O ciclo da burocracia se mantém estável quando se fala em dinheiro. A falta dele aumenta a plateia da encenação. Para arrumar verbas, é emergencial acionar outras instâncias também interessadas em perpetuar o projeto. Novas reuniões serão agendadas e comissões, criadas. Mais gente para palpitar, novos endereços para visitar, convocação de outros especialistas, sugestão de novos caminhos e, se possível, de novos projetos que alterem o projeto inicial.

Se a ideia inicial for promissora, o golpe político-burocrático permitirá a concepção de dois novos estágios. O primeiro é a pseudo-inauguração, que conta com a desinformação alheia. A obra em si jamais chegará ao final, mas o que importa é a festa. A imagem de bom anfitrião e de realizador.

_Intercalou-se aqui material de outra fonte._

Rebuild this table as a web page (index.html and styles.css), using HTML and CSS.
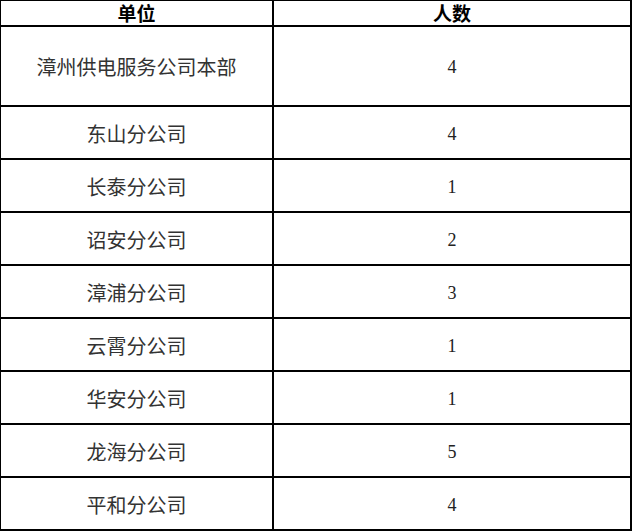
FILE: index.html
```html
<!DOCTYPE html>
<html lang="zh">
<head>
<meta charset="utf-8">
<title>人数统计</title>
<link rel="stylesheet" href="styles.css">
</head>
<body>
<table class="stats">
  <colgroup><col class="col-unit"><col class="col-num"></colgroup>
  <thead>
    <tr class="head-row"><th>单位</th><th>人数</th></tr>
  </thead>
  <tbody>
    <tr class="row-tall"><td>漳州供电服务公司本部</td><td class="num">4</td></tr>
    <tr class="row"><td>东山分公司</td><td class="num">4</td></tr>
    <tr class="row"><td>长泰分公司</td><td class="num">1</td></tr>
    <tr class="row"><td>诏安分公司</td><td class="num">2</td></tr>
    <tr class="row"><td>漳浦分公司</td><td class="num">3</td></tr>
    <tr class="row"><td>云霄分公司</td><td class="num">1</td></tr>
    <tr class="row"><td>华安分公司</td><td class="num">1</td></tr>
    <tr class="row"><td>龙海分公司</td><td class="num">5</td></tr>
    <tr class="row"><td>平和分公司</td><td class="num">4</td></tr>
  </tbody>
</table>
</body>
</html>
```
FILE: styles.css
```css
html, body {
  margin: 0;
  padding: 0;
  background: #fff;
}
.stats {
  border-collapse: separate;
  border-spacing: 0;
  table-layout: fixed;
  width: 632px;
  border-top: 1px solid #000;
  border-left: 1px solid #000;
  font-family: "Noto Sans CJK SC", "Liberation Serif", serif;
  color: #333;
}
.col-unit { width: 273px; }
.col-num { width: 358px; }
.stats th, .stats td {
  border-right: 2px solid #000;
  border-bottom: 2px solid #000;
  padding: 0;
  text-align: center;
  vertical-align: middle;
  font-size: 20px;
  line-height: 24px;
  box-sizing: border-box;
}
.stats td {
  padding-top: 2px;
}
.stats th {
  font-weight: 700;
  color: #000;
  font-size: 19px;
}
.head-row th { height: 26px; }
.row-tall td { height: 80px; }
.row td { height: 53px; }
.stats td.num {
  font-family: "Liberation Serif", serif;
  font-size: 18px;
  color: #222;
}
```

A pseudo-inauguração pode se materializar em uma pedra, placa, marco inicial ou terreno vazio, apesar de que muitos políticos e burocratas consideram estas táticas démodé, de fácil percepção de que ambos enganam. A novidade é a maquete, que sinalizaria que o projeto existe de fato e resultará em obra. Já resultou! A maquete é a obra em si, pouco importa se em escala reduzida.

O segundo estágio é o tempo de conclusão. De cara, prazos vagos. Depois, compromissos públicos são assumidos, com a certeza da amnésia política. Adiar até a próxima eleição. Em caso de obra inacabada, inaugura-se o que estiver pronto e se esconde a carcaça. Como explicou uma Prefeitura, esta semana, ao inaugurar um prédio incompleto. Não era inauguração, era “apresentação de uma edificação pronta”.

Com o político reeleito e o burocrata empregado por mais quatro anos, chega-se ao paraíso da lentidão. Ou o projeto é extinto, e a maquete será reciclada para o bem ambiental politicamente correto. Ou o projeto receberá novo nome, fará parte de nova secretaria, a fim de se perpetuar o ciclo.

Para rechear o discurso de procrastinação, há um vocabulário próprio. Neste idioma, prevalecem palavras e expressões como articulação, agregar valor, sustentabilidade, recursos, bem público e outras variações sinônimas.

Em tempos de campanha, o ciclo se reproduz em progressão geométrica. Multiplicam-se os desejos, dentro e fora do poder. O discurso é parecido, com a ligeira diferença de que os projetos ganham retoques particulares, mas prezam pela mesma megalomania e pela inoperância de quem promete além dos limites da função.  Seu candidato se encaixa no perfil?